Entre lo sórdido y lo hilarante, su malhadada defunción otorgará a Félix Faure una perennidad histórica muy por encima de la que sus cuatro años en la presidencia francesa le hubieran, tal vez, concedido con mucha benevolencia. Me pregunto si, al cabo de unos cuantos decenios, cuando todos los que tanto nos regocijamos con los ridículos venales del ministro Ábalos estemos impolutamente calvos, no será su maravillosa sobrinita la que venga a salvarlo del cruel olvido. El salvaje chiste de Clemenceau da memoria a un político insignificante de la Tercera República, del que absolutamente nadie recordaría el nombre, de no ser por la trágica escena de la mano que se crispa en el cabello de la dama que oficia su postrer deleite, apresándola. No contento con el chiste, el gran Clemenceau remata: «Félix Faure ha retornado a la nada. Se habrá sentido en casa».

Claro que siempre se puede decir que hay una diferencia –además del síncope– entre ambos casos. La señora Steinheil no era pagada con cargo a contrato en empresa pública, al modo en que la sobrinita maravillosa lo fue, sin hacer, declaró ella al juez, gesto alguno que pudiera interpretarse como actividad laboral. Pero, seamos equitativos: al señor Steinheil, pintor no demasiado ilustre y legítimo esposo de la infortunada protagonista de aquel luctuoso trance decimonónico, le contrató el señor presidente unos cuantos cuadros que compensaban generosamente su marital desasosiego. En esto de las demi-mondaines y de las sobrinitas todo está ya inventado desde los tiempos más remotos.

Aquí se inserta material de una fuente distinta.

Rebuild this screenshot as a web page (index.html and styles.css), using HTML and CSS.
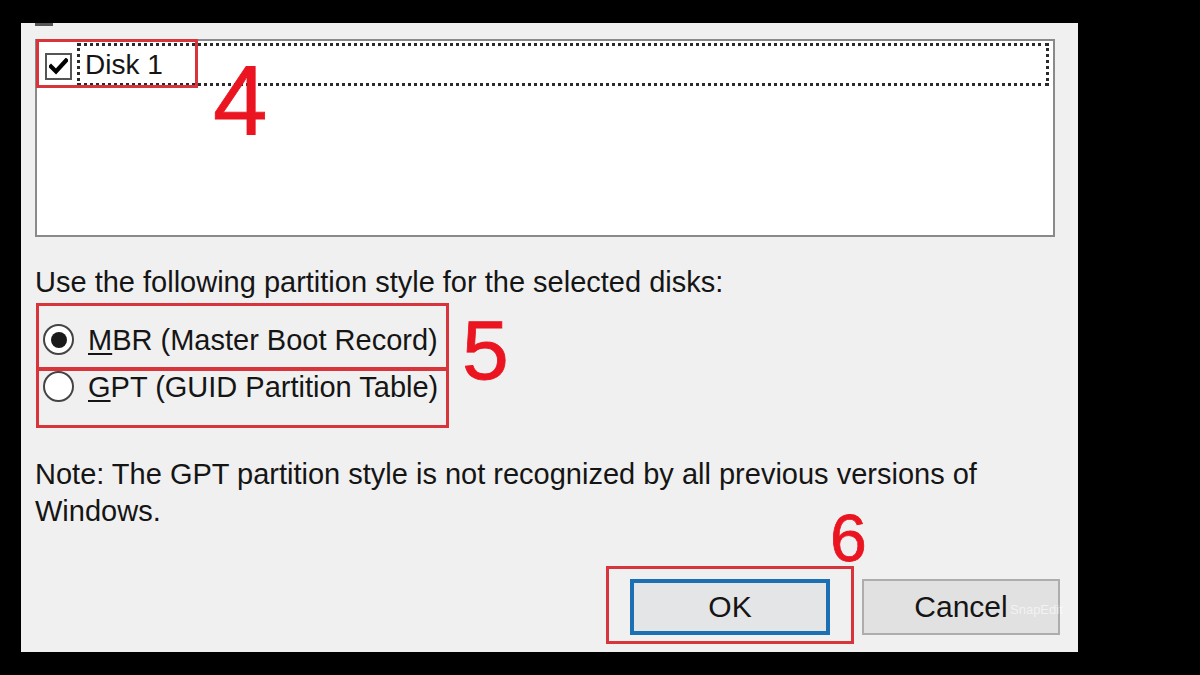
FILE: index.html
```html
<!DOCTYPE html>
<html lang="en">
<head>
<meta charset="utf-8">
<title>Initialize Disk</title>
<link rel="stylesheet" href="styles.css">
</head>
<body>
<div class="dialog">
  <div class="cut-line"></div>
  <div class="listbox">
    <div class="list-item">
      <span class="checkbox">
        <svg width="19" height="17" viewBox="0 0 19 17"><path d="M2 8.5 L7 13.5 L17 2.5" fill="none" stroke="#000" stroke-width="4.2" stroke-linecap="square"/></svg>
      </span>
      <span class="item-focus">Disk 1</span>
    </div>
  </div>
  <p class="prompt">Use the following partition style for the selected disks:</p>
  <div class="radio-row"><span class="radio checked"></span><span class="radio-label"><u>M</u>BR (Master Boot Record)</span></div>
  <div class="radio-row"><span class="radio"></span><span class="radio-label"><u>G</u>PT (GUID Partition Table)</span></div>
  <p class="note">Note: The GPT partition style is not recognized by all previous versions of<br>Windows.</p>
  <div class="buttons">
    <button class="btn btn-default">OK</button>
    <button class="btn">Cancel</button>
  </div>

  <div class="mark mark-disk"></div>
  <div class="mark mark-mbr"></div>
  <div class="mark mark-gpt"></div>
  <div class="mark mark-ok"></div>
  <span class="num num-4">4</span>
  <span class="num num-5">5</span>
  <span class="num num-6">6</span>
  <span class="watermark">SnapEdit</span>
</div>
</body>
</html>
```
FILE: styles.css
```css
html, body {
  margin: 0;
  padding: 0;
  background: #000;
}
body {
  width: 1200px;
  height: 675px;
  overflow: hidden;
  font-family: "Liberation Sans", Arial, sans-serif;
  color: #151515;
}
.dialog {
  position: relative;
  box-sizing: border-box;
  margin: 23px 0 0 21px;
  width: 1057px;
  height: 629px;
  background: #f0f0f0;
  padding: 0 23px 0 14px;
}
.cut-line {
  width: 18px;
  height: 3px;
  background: #555;
}
.listbox {
  margin-top: 13px;
  box-sizing: border-box;
  height: 198px;
  background: #fff;
  border: 2px solid #8a8a8a;
  padding: 2px 4px 0 8px;
}
.list-item {
  display: flex;
  align-items: center;
}
.checkbox {
  box-sizing: border-box;
  width: 27px;
  height: 27px;
  border: 2px solid #555;
  background: #fff;
  display: flex;
  align-items: center;
  justify-content: center;
  margin-right: 5px;
  margin-top: 4px;
}
.item-focus {
  flex: 1;
  box-sizing: border-box;
  height: 43px;
  border: 3px dotted #2a2a2a;
  padding-left: 5px;
  font-size: 28px;
  line-height: 37px;
}
.prompt {
  margin: 27px 0 0 0;
  font-size: 29px;
  line-height: 36px;
}
.radio-row {
  display: flex;
  align-items: center;
  height: 47px;
  padding-left: 8px;
}
.prompt + .radio-row { margin-top: 16px; }
.radio {
  box-sizing: border-box;
  width: 31px;
  height: 31px;
  border-radius: 50%;
  border: 2px solid #444;
  background: #fff;
  display: flex;
  align-items: center;
  justify-content: center;
  margin-right: 14px;
}
.radio.checked::after {
  content: "";
  width: 16px;
  height: 16px;
  border-radius: 50%;
  background: #1a1a1a;
}
.radio-label {
  font-size: 29px;
  line-height: 36px;
}
.radio-label u {
  text-decoration-thickness: 2px;
  text-underline-offset: 3px;
}
.note {
  margin: 46px 0 0 0;
  font-size: 29px;
  line-height: 37px;
}
.buttons {
  display: flex;
  justify-content: flex-end;
  gap: 32px;
  margin-top: 49px;
  margin-right: -5px;
}
.btn {
  box-sizing: border-box;
  width: 198px;
  height: 56px;
  background: #e1e1e1;
  border: 2px solid #adadad;
  font-family: "Liberation Sans", Arial, sans-serif;
  font-size: 30px;
  color: #151515;
  padding: 0;
}
.btn-default {
  width: 200px;
  border: 4px solid #1d6fb4;
  background: #e3e5e7;
}

/* annotation overlays */
.mark {
  position: absolute;
  box-sizing: border-box;
  border: 3px solid #d8343c;
}
.mark-disk { left: 15px; top: 16px; width: 162px; height: 49px; }
.mark-mbr { left: 15px; top: 280px; width: 413px; height: 67px; }
.mark-gpt { left: 15px; top: 345px; width: 413px; height: 60px; }
.mark-ok { left: 585px; top: 543px; width: 248px; height: 78px; }
.num {
  position: absolute;
  color: #ea1520;
  -webkit-text-stroke: 0.8px #ea1520;
  line-height: 1;
  font-family: "Liberation Sans", Arial, sans-serif;
}
.num-4 { left: 192px; top: 28px; font-size: 98px; }
.num-5 { left: 441px; top: 285px; font-size: 84px; }
.num-6 { left: 809px; top: 482px; font-size: 66px; }
.watermark {
  position: absolute;
  left: 989px;
  top: 579px;
  font-size: 13px;
  color: rgba(255, 255, 255, 0.6);
}
```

Sin cadáver por medio, que ennegrezca la cosa, todo este embrollo de quien fue mano derecha del presidente Sánchez va enredándose en la más grotesca zarzuela. La que aparece en los documentos recomendatorios como «sobrina del ministro Ábalos», habría trabajado en su puesto hasta la consunción, rezan los informes de quienes la contrataron. Según ella, jamás dio un solo palo al agua. Ni en la primera, ni en la segunda empresa benefactora. Si lo dio en otro sitio, no parece que quede huella en su declaración de Hacienda.

Alrededor de este enigma, imagino la iracunda alarma de las feroces feministas –ministras o no– del PSOE de Pedro Sánchez. ¿A quién creer? ¿A los compañeros al frente de esas empresas públicas, que garantizan que la sobrina superó pruebas de selección por encima de ciento y pico concursantes y que trabajó en su puesto como el más esforzado picapedrero? ¿O a la sobrina misma que afirma que ni a ella le hizo nadie prueba alguna que no fuera la de responder si sabía leer y escribir, ni nadie le sugirió jamás que hubiera de trabajar en cosa alguna?

Preguntas, naturalmente, ociosas. Y malvadas. La recta doctrina es inamovible: «¡Sobrina, yo sí te creo!»